Gupkar Road is a fashionable address spoken of in hushed tones by some, in chilled tones by others. Along one side of this long road are the homes of Kashmir's elite, screened behind high walls, beautiful gardens, sentry posts. We pass the gates of Dr. Farooq Abdullah, Tariq Abdullah, Dr Karan Singh. Turning at the end, we drive back, keeping our eyes on the other side of the road. Certain forbidding, forbidden houses, standing in forlorn grounds, are pointed out to us; beyond them lies the Badami Bagh Cantonment. I have come a long way to look at what were, at the peak of the `turmoil', Papa 2 and Papa 11, interrogation centres where insurgents, declared or suspected, were held. Not all left alive, or whole, we are told; reporters say that even the toughest of the militants who spent time there are racked by the memory.

Kashmir is the first occupied area I have visited, in a reasonably wide experience of travel over three continents. It is also my ancestral homeland. Wherever we go, once people have abandoned bland civilities and established a bond of trust, they ask: "Why does no one tell the world our story?

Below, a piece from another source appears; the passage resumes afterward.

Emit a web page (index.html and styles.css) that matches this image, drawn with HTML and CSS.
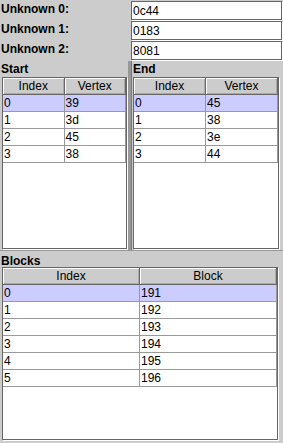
FILE: index.html
```html
<!DOCTYPE html>
<html lang="en">
<head>
    <meta charset="UTF-8">
    <title>Unknown Record</title>
    <link rel="stylesheet" href="styles.css">
</head>
<body>
    <!-- Header fields -->
    <div class="fields">
        <div class="field-row">
            <span class="field-label">Unknown 0:</span>
            <span class="field-input">0c44</span>
        </div>
        <div class="field-row">
            <span class="field-label">Unknown 1:</span>
            <span class="field-input">0183</span>
        </div>
        <div class="field-row">
            <span class="field-label">Unknown 2:</span>
            <span class="field-input">8081</span>
        </div>
    </div>

    <!-- Start / End split -->
    <div class="split">
        <section class="pane pane-start">
            <div class="pane-title">Start</div>
            <div class="scroll">
                <table class="grid">
                    <thead>
                        <tr><th>Index</th><th>Vertex</th></tr>
                    </thead>
                    <tbody>
                        <tr class="selected"><td>0</td><td>39</td></tr>
                        <tr><td>1</td><td>3d</td></tr>
                        <tr><td>2</td><td>45</td></tr>
                        <tr><td>3</td><td>38</td></tr>
                    </tbody>
                </table>
            </div>
        </section>
        <div class="divider"></div>
        <section class="pane pane-end">
            <div class="pane-title">End</div>
            <div class="scroll">
                <table class="grid">
                    <thead>
                        <tr><th>Index</th><th>Vertex</th></tr>
                    </thead>
                    <tbody>
                        <tr class="selected"><td>0</td><td>45</td></tr>
                        <tr><td>1</td><td>38</td></tr>
                        <tr><td>2</td><td>3e</td></tr>
                        <tr><td>3</td><td>44</td></tr>
                    </tbody>
                </table>
            </div>
        </section>
    </div>

    <!-- Blocks -->
    <section class="pane pane-blocks">
        <div class="pane-title">Blocks</div>
        <div class="scroll">
            <table class="grid">
                <thead>
                    <tr><th>Index</th><th>Block</th></tr>
                </thead>
                <tbody>
                    <tr class="selected"><td>0</td><td>191</td></tr>
                    <tr><td>1</td><td>192</td></tr>
                    <tr><td>2</td><td>193</td></tr>
                    <tr><td>3</td><td>194</td></tr>
                    <tr><td>4</td><td>195</td></tr>
                    <tr><td>5</td><td>196</td></tr>
                </tbody>
            </table>
        </div>
    </section>
</body>
</html>
```

FILE: styles.css
```css
/* General */
html, body {
    margin: 0;
    padding: 0;
}

body {
    width: 283px;
    height: 443px;
    background-color: #cccccc;
    color: #000;
    font-family: 'Liberation Sans', Arial, sans-serif;
    font-size: 12px;
    display: flex;
    flex-direction: column;
    overflow: hidden;
}

/* Fields */
.fields {
    height: 61px;
    padding-top: 1px;
    box-sizing: border-box;
}

.field-row {
    display: flex;
    align-items: flex-start;
    height: 20px;
}

.field-label {
    width: 131px;
    padding-left: 1px;
    box-sizing: border-box;
    font-weight: bold;
    line-height: 16px;
}

.field-input {
    width: 148px;
    height: 17px;
    line-height: 19px;
    padding-left: 1px;
    background-color: #fff;
    border: 1px solid #666;
    box-shadow: 1px 1px 0 #fff;
}

/* Panes */
.split {
    display: flex;
    height: 189px;
}

.pane {
    display: flex;
    flex-direction: column;
}

.pane-start {
    width: 128px;
}

.pane-start .scroll {
    margin: 0 1px 1px 2px;
}

.divider {
    width: 4px;
    background-color: #999;
    border-right: 1px solid #777;
    box-sizing: border-box;
}

.pane-end {
    flex: 1;
}

.pane-end .scroll {
    margin: 0 4px 1px 1px;
}

.pane-title {
    font-weight: bold;
    height: 16px;
    line-height: 16px;
    padding-left: 1px;
}

.scroll {
    flex: 1;
    background-color: #fff;
    border: 1px solid #666;
    box-shadow: 1px 1px 0 #fff;
    overflow: hidden;
}

.pane-blocks {
    flex: 1;
    border-top: 1px solid #999;
}

.pane-blocks .pane-title {
    height: 14px;
    padding-top: 2px;
}

.pane-blocks .scroll {
    margin: 0 5px 3px 2px;
}

/* Tables */
.grid {
    width: 100%;
    border-collapse: separate;
    border-spacing: 0;
    table-layout: fixed;
}

.grid th {
    height: 16px;
    padding: 0;
    font-weight: normal;
    line-height: 16px;
    text-align: center;
    background-color: #cccccc;
    border-right: 1px solid #666;
    border-bottom: 1px solid #666;
    box-shadow: inset 1px 1px 0 #fff, inset -1px -1px 0 #aaa;
}

.grid td {
    height: 15px;
    padding: 0 0 0 1px;
    line-height: 16px;
    border-bottom: 1px solid #999;
    border-right: 1px solid #999;
}

.grid tr.selected td {
    background-color: #ccccff;
}
```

Why have you forgotten us?" I find tears in my eyes as we drive through the mountains, the earth alive with sturdy walnuts and tall pines, the flowering apricots and eager poplars of spring. But wherever there are settlements, we find a spiky metal creeper: it grows along the walls that surround public buildings and private homes; it curls around schools, mosques, abandoned temples, half-asleep hotels. Barbed wire is the most widespread form of vegetation in Kashmir: it grows everywhere, even in the mind.